KUALA LUMPUR ― Bullying has become a pandemic social disease in Malaysia that seven out of 10 children believe legislation is needed to protect them, a Unicef survey revealed.
In conjunction with World Children’s Day, the nationwide survey released yesterday involved 2,011 children under the age of 18.
The survey carried out by Unicef and social enterprise WOMEN:girls from April to September found these children had brushes with bullying during their lives ― whether as a victim, a perpetrator or a witness.
Three out of four said they have been bullying victims.
According to the Children4Change survey, 64 per cent of children admitted to bullying, whether verbally or physically.
The figure was broken down further and the children were asked if they have ever called someone else names, hit, kicked, pushed, threatened or been mean, 21 per cent said “Yes” and 43 per cent said “Maybe”.
The most common place where bullying occurred was at school, according to 83 per cent of victims.
The classroom was a hotbed of bullying, according to 54 per cent of victims and bystanders who witnessed bullying taking place.
The second most common place was over the internet, with 58 per cent children saying they have witnessed bullying through social media.
Most of the bullied children indicated that they would take some form of action to protect themselves, with just over half or 51 per cent saying they would report the incident to a teacher, followed by confiding in a friend or a parent.
Data showed it was more prevalent among the younger children, 69 per cent for those under 12 years old, dropping as they grow older, resulting in only 38 per cent of those above 15 years old.
The survey also showed that violence begets violence among those who witnessed bullying. One in three witnesses said they responded to the violence by turning on the bully, either by yelling or punching.
Bullying witnesses also said they feared they would be targeted next.
Two out of three children said they would feel more protected if there was a national anti-bullying law and anti-bullying education programmes, followed by an anti-bullying school policy.
Those polled among the 16 to 17 age group asked for a 24-hour free hotline.
Other ideas to curb bullying were for schools to install CCTVs, teach self-defence lessons, hold civic camps for bullies and have good counsellors who would listen without judging.
But one of the students polled said laws alone were insufficient if there was no human follow-through.

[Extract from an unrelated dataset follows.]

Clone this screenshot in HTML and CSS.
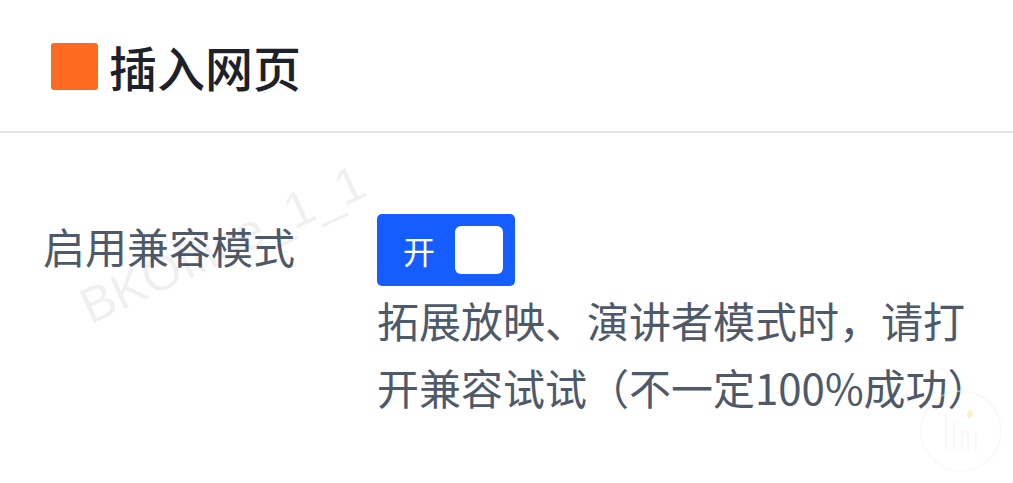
FILE: index.html
```html
<!DOCTYPE html>
<html lang="zh-CN">
<head>
  <meta charset="UTF-8" />
  <meta name="viewport" content="width=device-width, initial-scale=1.0"/>
  <title>插入网页</title>
  <link rel="stylesheet" href="styles.css">
</head>
<body>
  <div class="panel">
    <header class="panel-header">
      <span class="mark"></span>
      <h1>插入网页</h1>
    </header>

    <div class="panel-body">
      <div class="form-item">
        <label class="form-label">启用兼容模式</label>
        <div class="form-control">
          <button class="switch" id="compatSwitch">
            <span class="switch-text">开</span>
            <span class="switch-dot"></span>
          </button>
          <p class="form-help">拓展放映、演讲者模式时，请打开兼容试试（不一定100%成功）</p>
        </div>
      </div>
    </div>

    <div class="watermark wm-1">BKOffice_1_1</div>
    <div class="watermark wm-2">BKOffice_1_1</div>

    <div class="helper-badge">
      <svg width="86" height="86" viewBox="0 0 86 86">
        <circle cx="43" cy="43" r="40" fill="none" stroke="#f3f3f3" stroke-width="1.5"/>
        <path d="M28 62 V26 M36 62 V34 M44 62 V44 H50 V62 M58 62 V46" fill="none" stroke="#f1f1f1" stroke-width="1.5"/>
        <ellipse cx="52" cy="26" rx="3" ry="4" fill="#fbe7a6"/>
      </svg>
    </div>
  </div>
</body>
</html>
```

FILE: styles.css
```css
body {
  margin: 0;
  background: #fff;
  font-family: "Noto Sans CJK SC", "Noto Sans", sans-serif;
  color: #1d2129;
}
.panel {
  position: relative;
  height: 483px;
  overflow: hidden;
}
.panel-header {
  display: flex;
  align-items: center;
  gap: 11px;
  height: 131px;
  padding-left: 51px;
  border-bottom: 2px solid #e5e6eb;
}
.mark {
  width: 47px;
  height: 47px;
  border-radius: 3px;
  background: #ff6a21;
  margin-top: 2px;
}
.panel-header h1 {
  margin: 0;
  font-size: 48px;
  line-height: 48px;
  font-weight: 500;
  color: #1d2129;
}
.panel-body {
  padding: 80px 20px 0 43px;
}
.form-item {
  display: flex;
  align-items: flex-start;
}
.form-label {
  width: 334px;
  flex-shrink: 0;
  font-size: 42px;
  line-height: 66px;
  color: #4e5969;
}
.form-control {
  flex: 1;
  padding-top: 1px;
}
.switch {
  display: flex;
  align-items: center;
  width: 138px;
  height: 72px;
  padding: 0 12px 0 26px;
  border: none;
  border-radius: 5px;
  background: #165dff;
  cursor: pointer;
  box-sizing: border-box;
}
.switch-text {
  font-family: "Noto Sans CJK SC", sans-serif;
  font-size: 32px;
  line-height: 32px;
  color: #fff;
  width: 32px;
}
.switch-dot {
  margin-left: auto;
  width: 48px;
  height: 48px;
  border-radius: 6px;
  background: #fff;
}
.form-help {
  margin: 0;
  font-size: 42px;
  line-height: 67px;
  color: #4e5969;
}
.watermark {
  position: absolute;
  font-family: "Liberation Sans", sans-serif;
  font-size: 50px;
  line-height: 50px;
  color: rgba(0, 0, 0, 0.06);
  transform: rotate(-25deg);
  transform-origin: left bottom;
  white-space: nowrap;
  pointer-events: none;
}
.wm-1 {
  left: 94px;
  top: 282px;
}
.wm-2 {
  left: 670px;
  top: -42px;
}
.helper-badge {
  position: absolute;
  left: 918px;
  top: 388px;
  opacity: 0.55;
}
```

“Setting laws is not enough. They need to be seen to be put to use. Make sure that teachers and students alike treat everyone as proper human beings,” the anonymous student was quoted as saying in the survey.
Marianne Clark-Hattingh, the Unicef representative to Malaysia, said the survey results showed the width and breadth of the bullying culture, and highlighted the urgent need to arrest it.
“We tend to underestimate the impact of bullying on children and to belittle its effects. In doing so, we discourage children from speaking up, be they victim or bystander,” she said in a statement accompanying the survey results.
“This is dangerous as it makes children more vulnerable to violence and its consequences. It is essential that children feel safe to report cases, have confidence that appropriate action will be taken to address bullying, and support given to the victims.”
Clark-Hattingh said the authorities need to pay attention and act to encourage every child to speak up against bullying and enable them to be part of the solution.